On Thu, Apr 2, 2015 at 4:41 AM, Stefan Doerr <stefdoerr_at_gmail.com> wrote:
> Hello,
> I wanted to point out what looks like an atomselect bug to me.
>
> I have a lipid membrane system with a protein and I added a water box on it
> which clashes with the membrane and protein.
>
> I am trying to select all water atoms that clash with non-water atoms to
> remove them.
> Given the following two selections I would expect identical results (as long
> as the water molecules have correct resid's in the PDB which they indeed
> have):
>
> segid WT5 and same residue as (within 2.4 of not segid WT5)
> segid WT5 and same resid as (within 2.4 of not segid WT5)
>
> I made a imgur album with some explanatory pictures
> http://imgur.com/a/RfPMq
>
> The first selection seems to works fine (see album: red balls). If you
> change residue to resid it wrongly finds many more water molecules (yellow
> balls). Although I actually have the impression that the first selection is
> not totally correct either.
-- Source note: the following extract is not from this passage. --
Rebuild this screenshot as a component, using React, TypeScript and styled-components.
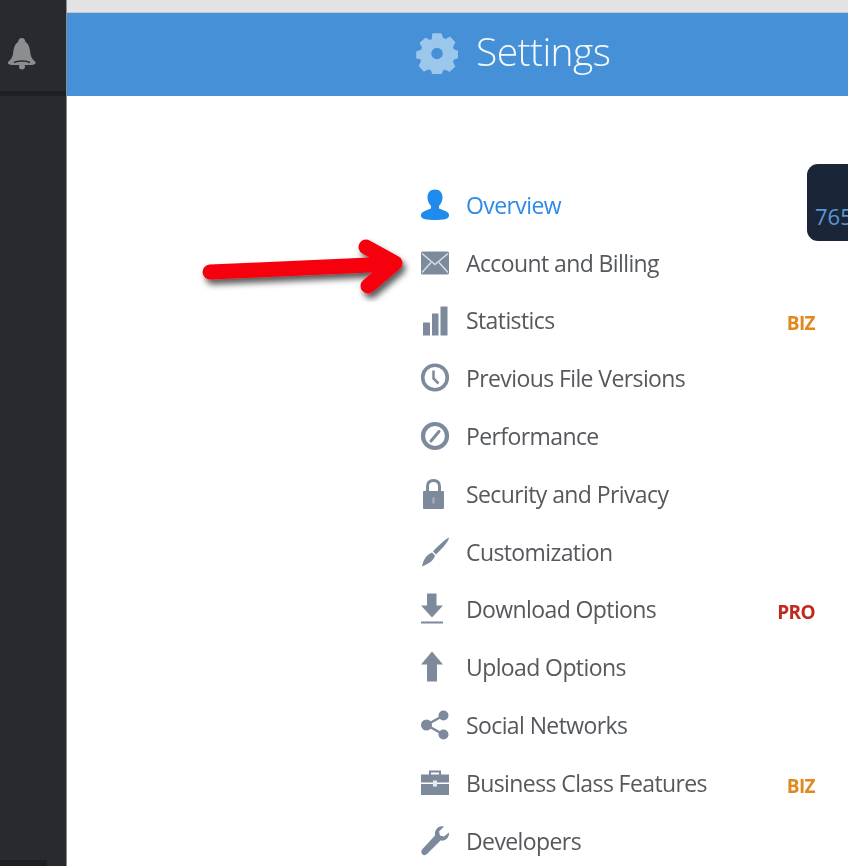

I have seen it remove only pieces of a water
> molecule and not all of it.
>
> I don't see a reason why resid should not work in this selection exactly
> like residue.

residue is a number designated by VMD and guaranteed to be unique,
resid is just a label imported from the PDB file and can repeat. as
far as i remember, the PDB standard only requires it to be unique
within a segment.

however, since residue is still dependent on a correct assignment of
residue labels, i.e. resids to molecules, the safest way to select
whole molecules is to use "same fragment as". fragment is also a
property computed by VMD and assigns a unique id to each
group/fragment of connected atoms, which coincides with molecules in
classical force fields (that is assuming that you have correct bond
information imported from a .psf file or similar).

axel.

>
> Here is the PDB file if you want to test it. I tested it with 1.9.1 and
> 1.9.2 VMD:
> https://www.dropbox.com/s/o117eo5lpxmsp9e/onlyWT5andrest.pdb?dl=0

-- 
Dr. Axel Kohlmeyer  akohlmey_at_gmail.com  http://goo.gl/1wk0
College of Science & Technology, Temple University, Philadelphia PA, USA
International Centre for Theoretical Physics, Trieste. Italy.